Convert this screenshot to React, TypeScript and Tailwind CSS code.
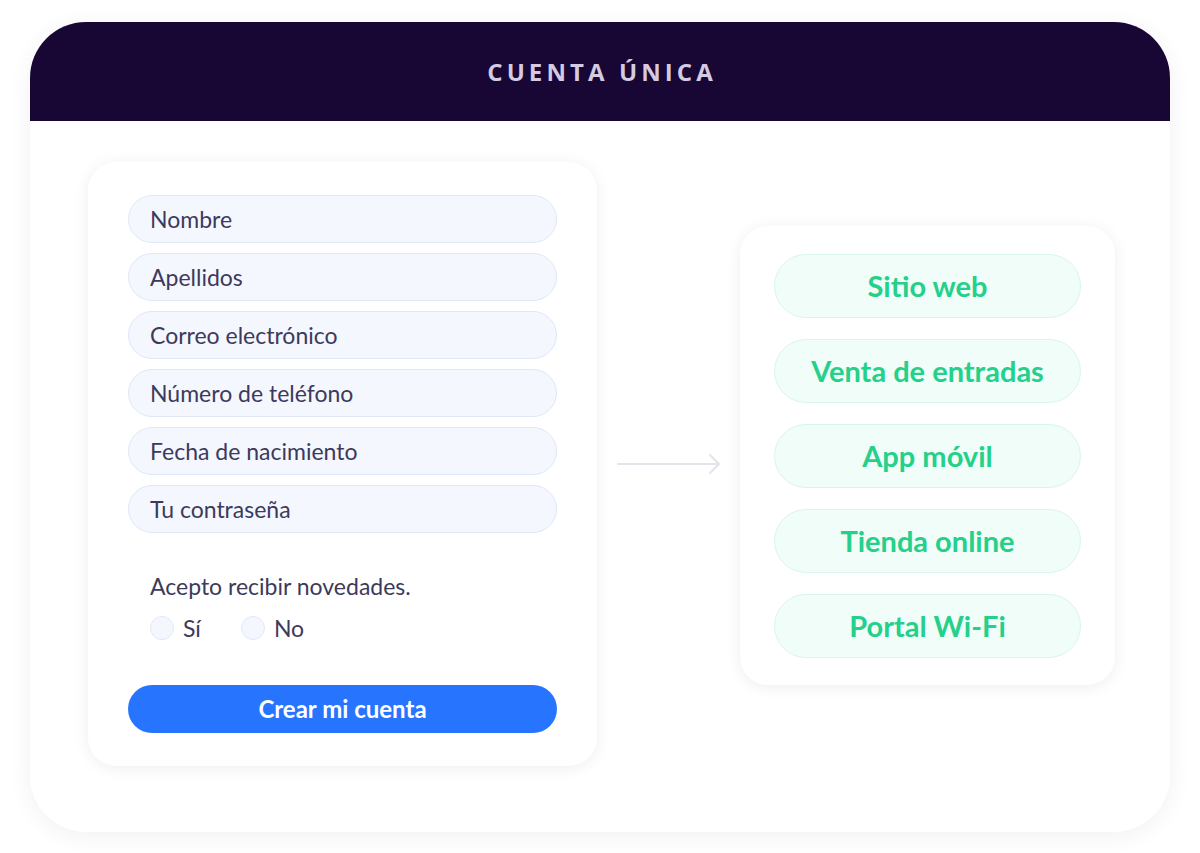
import { ReactNode } from 'react';

const fields = [
  'Nombre',
  'Apellidos',
  'Correo electrónico',
  'Número de teléfono',
  'Fecha de nacimiento',
  'Tu contraseña',
];

const channels = ['Sitio web', 'Venta de entradas', 'App móvil', 'Tienda online', 'Portal Wi-Fi'];

export default function App() {
  return (
    <div className="min-h-screen bg-white pt-[22px] font-['Lato','Noto_Sans',sans-serif]">
      <div className="mx-[30px] h-[810px] overflow-hidden rounded-[56px] bg-white shadow-[0_4px_24px_rgba(20,10,60,0.06)]">
        <header className="flex h-[99px] items-center justify-center bg-[#180635]">
          <h1 className="pl-[0.17em] font-['Open_Sans',sans-serif] text-[24px] font-bold tracking-[0.17em] text-[#d4cbe0]">
            CUENTA ÚNICA
          </h1>
        </header>

        <div className="flex items-start pl-[58px] pt-[41px]">
          <SignupCard />

          <div className="flex h-[604px] w-[143px] items-center justify-center">
            <ArrowRight />
          </div>

          <div className="mt-[64px] flex w-[375px] flex-col gap-[21px] rounded-[28px] bg-white px-[34px] pb-[27px] pt-[28px] shadow-[0_2px_16px_rgba(20,10,60,0.07)]">
            {channels.map((name) => (
              <div
                key={name}
                className="flex h-[64px] items-center justify-center rounded-full border border-[#d9f6ea] bg-[#f1fdf8] text-[29px] font-bold text-[#24d08a]"
              >
                {name}
              </div>
            ))}
          </div>
        </div>
      </div>
    </div>
  );
}

function SignupCard() {
  return (
    <div className="flex h-[604px] w-[509px] flex-col rounded-[28px] bg-white px-[40px] pt-[33px] shadow-[0_2px_16px_rgba(20,10,60,0.07)]">
      <div className="flex flex-col gap-[10px]">
        {fields.map((label) => (
          <div
            key={label}
            className="flex h-[48px] items-center rounded-full border border-[#dee8f8] bg-[#f4f7fe] pl-[21px] text-[23px] text-[#3d3a5c]"
          >
            {label}
          </div>
        ))}
      </div>

      <p className="mt-[39px] pl-[22px] text-[23px] leading-[28px] text-[#3d3a5c]">Acepto recibir novedades.</p>

      <div className="mt-[14px] flex items-center gap-[40px] pl-[22px]">
        <Radio>Sí</Radio>
        <Radio>No</Radio>
      </div>

      <button className="mt-[43px] flex h-[48px] items-center justify-center rounded-full bg-[#2775ff] text-[24px] font-bold text-white">
        Crear mi cuenta
      </button>
    </div>
  );
}

function Radio({ children }: { children: ReactNode }) {
  return (
    <label className="flex items-center gap-[9px] text-[23px] leading-[28px] text-[#3d3a5c]">
      <span className="h-[24px] w-[24px] rounded-full border border-[#e1e8f8] bg-[#f4f7fe]" />
      {children}
    </label>
  );
}

function ArrowRight() {
  return (
    <svg width="104" height="22" viewBox="0 0 104 22" fill="none">
      <path d="M1 11H102M93 2l9 9-9 9" stroke="#e4e4ea" strokeWidth="2" strokeLinecap="round" strokeLinejoin="round" />
    </svg>
  );
}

==================================================

-- TASK GOAL --
Repeat, with no pictures, each line from the beginning of the data through the line containing "const channels = ['Sitio", inclusive.

-- IN RESPONSE --
Convert this screenshot to React, TypeScript and Tailwind CSS code.
import { ReactNode } from 'react';

const fields = [
  'Nombre',
  'Apellidos',
  'Correo electrónico',
  'Número de teléfono',
  'Fecha de nacimiento',
  'Tu contraseña',
];

const channels = ['Sitio web', 'Venta de entradas', 'App móvil', 'Tienda online', 'Portal Wi-Fi'];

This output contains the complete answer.